On Mon, 9 Mar 2009, Matt Mackall wrote:

> But we are still extremely sensitive to adding potential branches to one
> of the most important fast-paths in the kernel, especially for a feature
> with a fairly narrow use case. We've invested an awful lot of time into
> micro-optimizing SLAB (by rewriting it as SLUB/SLQB) so any steps
> backward at this stage are cause for concern.
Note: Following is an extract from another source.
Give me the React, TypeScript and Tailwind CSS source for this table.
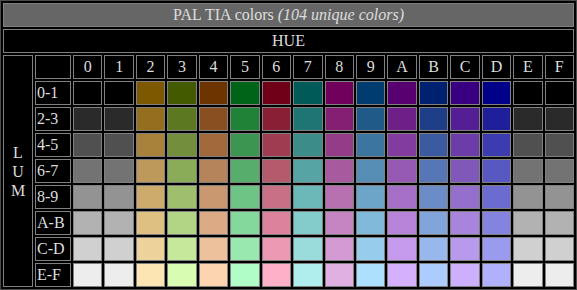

Also, remember 99%+ of
> users will never care about this feature.
> 

My latest proposal simply checks for !(current->flags & PF_SLAB_HARDWALL) 
before determining whether the set of allowable nodes needs to be checked.  
For slub, this is in addition to the prexisting logic that checks whether 
the object can be from any node (node == -1) in slab_alloc() or the cpu 
slab is from the node requested for kmalloc_node() users for CONFIG_NUMA 
kernels.

You could argue that, in the slub example, check_node() should do this:

	static inline int check_node(struct kmem_cache_cpu *c, int node,
				     gfp_t flags)
	{
	#ifdef CONFIG_NUMA
		if (node != -1 && c->node != node)
			return 0;
		if (likely(!(current->flags & PF_SLAB_HARDWALL)))
			return 1;
	#endif
		return current_cpuset_object_allowed(node, flags);
	}

Although this would penalize the case where current's cpuset has 
memory_slab_hardwall enabled, yet the cpu slab is still allowed because it 
originated from current->mems_allowed.

If checking for the PF_SLAB_HARDWALL bit in current->flags really is 
unacceptable in my latest proposal, then a viable solution probably 
doesn't exist for such workloads that want hardwall object allocations.